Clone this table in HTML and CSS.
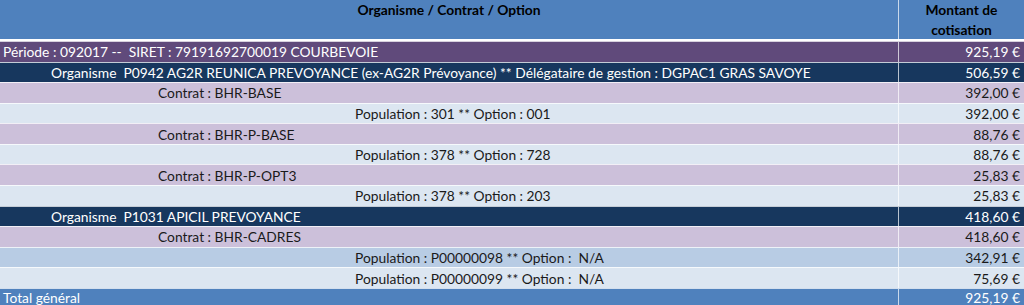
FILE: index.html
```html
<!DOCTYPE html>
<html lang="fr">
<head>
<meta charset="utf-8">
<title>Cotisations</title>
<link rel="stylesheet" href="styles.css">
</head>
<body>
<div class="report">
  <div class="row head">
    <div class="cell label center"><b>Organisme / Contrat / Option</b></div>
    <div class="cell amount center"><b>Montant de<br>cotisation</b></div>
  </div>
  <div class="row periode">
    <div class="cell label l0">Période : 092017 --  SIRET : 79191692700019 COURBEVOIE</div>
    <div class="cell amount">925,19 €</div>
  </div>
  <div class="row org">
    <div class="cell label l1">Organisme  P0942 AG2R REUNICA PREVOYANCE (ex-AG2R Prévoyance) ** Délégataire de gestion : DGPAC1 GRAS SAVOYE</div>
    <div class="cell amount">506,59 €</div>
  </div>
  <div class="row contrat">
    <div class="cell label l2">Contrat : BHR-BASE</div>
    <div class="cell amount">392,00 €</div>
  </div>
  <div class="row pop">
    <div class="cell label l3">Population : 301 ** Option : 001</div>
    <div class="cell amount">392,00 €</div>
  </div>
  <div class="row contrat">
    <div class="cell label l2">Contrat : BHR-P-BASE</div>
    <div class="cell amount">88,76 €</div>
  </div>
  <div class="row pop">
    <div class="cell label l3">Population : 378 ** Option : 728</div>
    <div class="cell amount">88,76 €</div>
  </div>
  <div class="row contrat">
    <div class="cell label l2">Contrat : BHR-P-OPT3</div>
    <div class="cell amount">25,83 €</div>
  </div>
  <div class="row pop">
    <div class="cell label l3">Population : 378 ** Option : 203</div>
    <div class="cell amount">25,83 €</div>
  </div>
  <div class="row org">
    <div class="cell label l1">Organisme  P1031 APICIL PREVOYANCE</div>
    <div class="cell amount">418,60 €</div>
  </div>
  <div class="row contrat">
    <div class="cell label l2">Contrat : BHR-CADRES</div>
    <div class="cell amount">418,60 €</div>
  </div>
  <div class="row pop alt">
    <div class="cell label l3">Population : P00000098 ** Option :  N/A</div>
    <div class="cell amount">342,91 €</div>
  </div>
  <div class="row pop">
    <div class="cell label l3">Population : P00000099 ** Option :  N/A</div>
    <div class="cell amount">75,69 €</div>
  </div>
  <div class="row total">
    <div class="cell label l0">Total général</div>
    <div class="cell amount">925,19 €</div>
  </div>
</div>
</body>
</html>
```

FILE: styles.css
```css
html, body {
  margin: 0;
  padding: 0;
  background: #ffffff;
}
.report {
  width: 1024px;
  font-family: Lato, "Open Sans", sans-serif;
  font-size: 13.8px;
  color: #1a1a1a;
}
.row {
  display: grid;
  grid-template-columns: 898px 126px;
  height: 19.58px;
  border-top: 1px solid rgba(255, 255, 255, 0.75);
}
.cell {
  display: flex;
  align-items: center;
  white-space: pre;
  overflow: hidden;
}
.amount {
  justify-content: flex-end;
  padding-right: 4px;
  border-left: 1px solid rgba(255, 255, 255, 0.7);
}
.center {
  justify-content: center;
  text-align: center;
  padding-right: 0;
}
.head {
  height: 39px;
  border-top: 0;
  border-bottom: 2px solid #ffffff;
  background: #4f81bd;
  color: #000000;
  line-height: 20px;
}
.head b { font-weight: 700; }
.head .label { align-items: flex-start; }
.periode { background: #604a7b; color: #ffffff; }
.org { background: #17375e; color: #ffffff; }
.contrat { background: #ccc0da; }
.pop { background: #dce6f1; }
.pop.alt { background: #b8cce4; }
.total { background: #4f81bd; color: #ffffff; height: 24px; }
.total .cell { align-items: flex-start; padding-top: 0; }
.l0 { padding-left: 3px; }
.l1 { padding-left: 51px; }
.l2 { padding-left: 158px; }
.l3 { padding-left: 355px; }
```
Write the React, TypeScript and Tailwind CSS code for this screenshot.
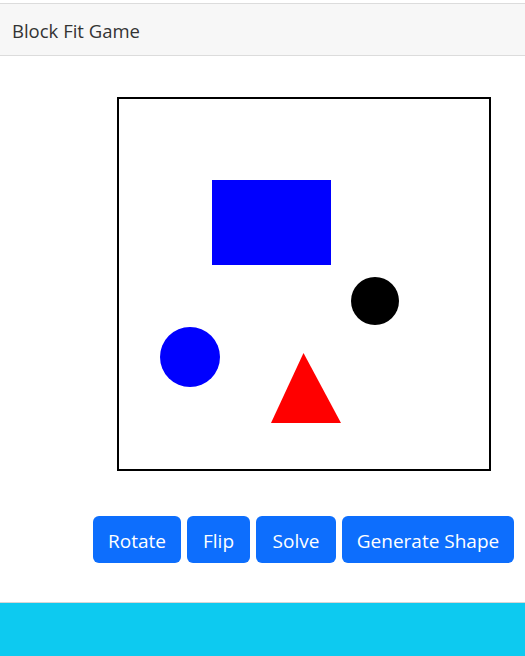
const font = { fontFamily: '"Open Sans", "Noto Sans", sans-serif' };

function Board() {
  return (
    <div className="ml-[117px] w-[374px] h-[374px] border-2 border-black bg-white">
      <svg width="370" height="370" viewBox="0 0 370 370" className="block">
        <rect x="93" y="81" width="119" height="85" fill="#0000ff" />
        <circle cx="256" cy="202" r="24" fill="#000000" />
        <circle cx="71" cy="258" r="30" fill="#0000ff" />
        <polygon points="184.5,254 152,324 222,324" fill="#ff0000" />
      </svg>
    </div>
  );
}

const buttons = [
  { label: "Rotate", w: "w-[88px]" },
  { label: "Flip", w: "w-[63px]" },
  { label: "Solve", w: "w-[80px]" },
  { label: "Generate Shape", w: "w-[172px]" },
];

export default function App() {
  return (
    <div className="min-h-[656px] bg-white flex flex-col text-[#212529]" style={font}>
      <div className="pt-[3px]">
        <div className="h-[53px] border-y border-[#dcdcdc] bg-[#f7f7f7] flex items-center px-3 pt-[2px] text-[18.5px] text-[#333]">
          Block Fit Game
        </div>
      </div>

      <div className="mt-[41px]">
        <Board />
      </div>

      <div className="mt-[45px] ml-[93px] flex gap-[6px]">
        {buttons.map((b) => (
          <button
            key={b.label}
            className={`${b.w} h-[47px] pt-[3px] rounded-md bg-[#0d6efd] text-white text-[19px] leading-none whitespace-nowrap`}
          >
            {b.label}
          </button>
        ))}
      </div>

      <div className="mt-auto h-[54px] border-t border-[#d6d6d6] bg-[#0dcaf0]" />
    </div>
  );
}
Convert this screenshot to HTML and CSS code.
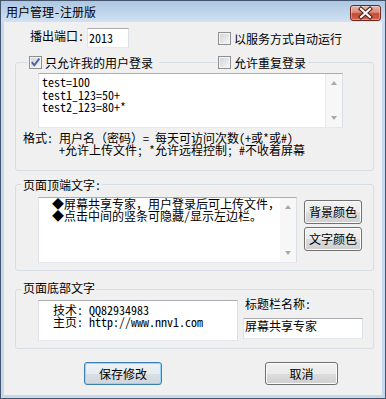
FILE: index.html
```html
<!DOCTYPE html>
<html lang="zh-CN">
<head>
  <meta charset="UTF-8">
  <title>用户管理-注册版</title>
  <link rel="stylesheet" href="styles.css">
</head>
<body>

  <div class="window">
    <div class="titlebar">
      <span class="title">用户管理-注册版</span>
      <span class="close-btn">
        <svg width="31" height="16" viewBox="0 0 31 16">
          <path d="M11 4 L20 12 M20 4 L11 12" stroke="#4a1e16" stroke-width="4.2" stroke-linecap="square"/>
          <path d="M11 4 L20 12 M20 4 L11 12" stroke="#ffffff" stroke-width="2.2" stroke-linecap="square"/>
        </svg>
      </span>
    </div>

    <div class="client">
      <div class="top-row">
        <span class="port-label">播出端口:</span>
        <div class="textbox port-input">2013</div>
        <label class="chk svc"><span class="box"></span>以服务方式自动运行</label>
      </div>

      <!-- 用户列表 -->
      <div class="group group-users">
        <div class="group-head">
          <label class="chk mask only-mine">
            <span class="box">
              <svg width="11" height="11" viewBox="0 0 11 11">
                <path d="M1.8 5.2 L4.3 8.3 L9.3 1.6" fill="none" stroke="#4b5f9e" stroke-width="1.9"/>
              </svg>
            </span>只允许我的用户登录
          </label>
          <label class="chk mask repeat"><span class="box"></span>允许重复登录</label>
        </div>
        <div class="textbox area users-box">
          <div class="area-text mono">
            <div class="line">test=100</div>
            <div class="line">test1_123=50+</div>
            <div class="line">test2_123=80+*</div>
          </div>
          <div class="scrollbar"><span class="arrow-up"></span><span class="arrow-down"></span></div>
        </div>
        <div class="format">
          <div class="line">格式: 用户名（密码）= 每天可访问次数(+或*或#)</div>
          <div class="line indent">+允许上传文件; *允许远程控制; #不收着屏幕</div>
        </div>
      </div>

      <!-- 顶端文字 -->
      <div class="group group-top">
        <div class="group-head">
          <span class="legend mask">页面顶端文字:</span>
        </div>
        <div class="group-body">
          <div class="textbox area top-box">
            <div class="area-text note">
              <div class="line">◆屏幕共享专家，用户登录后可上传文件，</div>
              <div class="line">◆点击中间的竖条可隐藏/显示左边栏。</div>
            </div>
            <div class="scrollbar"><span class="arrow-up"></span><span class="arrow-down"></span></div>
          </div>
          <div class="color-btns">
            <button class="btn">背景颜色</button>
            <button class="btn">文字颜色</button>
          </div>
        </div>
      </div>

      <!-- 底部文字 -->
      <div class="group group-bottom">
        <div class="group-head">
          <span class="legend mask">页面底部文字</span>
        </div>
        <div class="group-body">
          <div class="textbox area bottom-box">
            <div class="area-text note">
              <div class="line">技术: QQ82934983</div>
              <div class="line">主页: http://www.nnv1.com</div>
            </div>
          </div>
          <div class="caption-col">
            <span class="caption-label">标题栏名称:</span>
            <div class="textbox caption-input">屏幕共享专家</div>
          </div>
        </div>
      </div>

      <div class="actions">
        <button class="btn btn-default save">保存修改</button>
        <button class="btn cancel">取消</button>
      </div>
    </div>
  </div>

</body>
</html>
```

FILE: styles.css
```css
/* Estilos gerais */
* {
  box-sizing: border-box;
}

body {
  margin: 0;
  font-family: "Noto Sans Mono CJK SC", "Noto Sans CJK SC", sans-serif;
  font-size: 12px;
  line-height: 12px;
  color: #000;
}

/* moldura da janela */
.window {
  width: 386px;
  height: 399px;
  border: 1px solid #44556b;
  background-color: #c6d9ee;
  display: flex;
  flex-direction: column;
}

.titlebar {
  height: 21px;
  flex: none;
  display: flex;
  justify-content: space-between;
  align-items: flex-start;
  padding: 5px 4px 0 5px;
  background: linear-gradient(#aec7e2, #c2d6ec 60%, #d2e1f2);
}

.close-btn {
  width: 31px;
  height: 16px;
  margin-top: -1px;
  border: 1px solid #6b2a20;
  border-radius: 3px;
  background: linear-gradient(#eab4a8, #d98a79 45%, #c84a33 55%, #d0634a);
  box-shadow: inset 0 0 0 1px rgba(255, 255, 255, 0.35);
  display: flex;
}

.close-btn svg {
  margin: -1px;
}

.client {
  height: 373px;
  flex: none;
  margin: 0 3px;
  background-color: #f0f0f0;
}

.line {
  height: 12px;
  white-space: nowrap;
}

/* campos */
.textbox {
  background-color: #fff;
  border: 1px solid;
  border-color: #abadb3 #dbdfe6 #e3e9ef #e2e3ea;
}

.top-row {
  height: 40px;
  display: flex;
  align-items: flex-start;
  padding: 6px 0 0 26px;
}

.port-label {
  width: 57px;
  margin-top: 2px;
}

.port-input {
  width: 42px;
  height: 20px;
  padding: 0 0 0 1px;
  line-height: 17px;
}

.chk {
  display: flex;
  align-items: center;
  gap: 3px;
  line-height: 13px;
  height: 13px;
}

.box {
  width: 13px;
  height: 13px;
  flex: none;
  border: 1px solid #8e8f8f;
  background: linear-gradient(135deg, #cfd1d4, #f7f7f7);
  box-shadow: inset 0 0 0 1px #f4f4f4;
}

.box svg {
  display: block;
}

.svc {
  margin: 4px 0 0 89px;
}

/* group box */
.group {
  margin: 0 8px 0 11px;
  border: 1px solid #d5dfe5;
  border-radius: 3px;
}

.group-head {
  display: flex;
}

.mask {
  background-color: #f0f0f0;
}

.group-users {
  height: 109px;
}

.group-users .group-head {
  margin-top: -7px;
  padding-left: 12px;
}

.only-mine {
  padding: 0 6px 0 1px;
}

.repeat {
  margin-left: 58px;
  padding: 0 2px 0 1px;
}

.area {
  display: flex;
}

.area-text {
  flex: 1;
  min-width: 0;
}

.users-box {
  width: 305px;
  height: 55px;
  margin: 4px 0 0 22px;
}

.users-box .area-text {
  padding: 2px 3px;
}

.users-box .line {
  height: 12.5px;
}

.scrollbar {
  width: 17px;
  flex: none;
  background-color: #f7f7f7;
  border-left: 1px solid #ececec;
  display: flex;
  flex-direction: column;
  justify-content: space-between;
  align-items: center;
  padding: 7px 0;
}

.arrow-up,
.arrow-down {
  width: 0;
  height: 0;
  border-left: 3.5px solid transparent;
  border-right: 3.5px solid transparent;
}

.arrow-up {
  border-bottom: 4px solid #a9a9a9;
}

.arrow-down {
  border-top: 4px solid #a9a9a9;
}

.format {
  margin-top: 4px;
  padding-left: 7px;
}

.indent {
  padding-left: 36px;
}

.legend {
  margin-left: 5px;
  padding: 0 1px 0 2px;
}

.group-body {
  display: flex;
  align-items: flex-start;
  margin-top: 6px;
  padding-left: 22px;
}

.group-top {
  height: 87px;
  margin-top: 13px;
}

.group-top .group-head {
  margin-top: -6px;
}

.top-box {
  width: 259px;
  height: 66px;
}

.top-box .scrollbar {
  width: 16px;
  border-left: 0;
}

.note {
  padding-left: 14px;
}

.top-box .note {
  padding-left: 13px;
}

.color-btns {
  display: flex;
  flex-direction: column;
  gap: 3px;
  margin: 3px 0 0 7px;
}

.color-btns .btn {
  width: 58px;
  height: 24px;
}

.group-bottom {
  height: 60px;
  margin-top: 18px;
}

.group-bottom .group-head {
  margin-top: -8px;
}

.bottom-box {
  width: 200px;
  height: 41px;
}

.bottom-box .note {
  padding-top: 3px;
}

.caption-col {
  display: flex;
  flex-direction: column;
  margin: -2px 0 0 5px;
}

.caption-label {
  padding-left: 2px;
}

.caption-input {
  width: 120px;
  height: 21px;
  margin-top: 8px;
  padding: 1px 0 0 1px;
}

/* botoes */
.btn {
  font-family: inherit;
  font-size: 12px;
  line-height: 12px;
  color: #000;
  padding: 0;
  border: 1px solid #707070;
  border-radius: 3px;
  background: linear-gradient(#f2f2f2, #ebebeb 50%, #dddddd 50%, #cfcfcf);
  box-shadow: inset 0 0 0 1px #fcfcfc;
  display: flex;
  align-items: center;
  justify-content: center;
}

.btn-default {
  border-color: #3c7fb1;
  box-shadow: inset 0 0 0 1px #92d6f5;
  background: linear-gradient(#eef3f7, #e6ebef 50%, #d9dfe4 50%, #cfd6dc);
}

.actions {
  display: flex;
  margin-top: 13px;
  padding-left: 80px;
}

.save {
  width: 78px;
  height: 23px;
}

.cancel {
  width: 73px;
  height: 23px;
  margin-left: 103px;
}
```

★ ★ ★

**YOUR INSTRUCTIONS**.
Find the word "code" and list each line it appears in.

**OUTPUT FOR THIS TASK**.
Write the React, TypeScript and Tailwind CSS code for this screenshot.
Convert this screenshot to HTML and CSS code.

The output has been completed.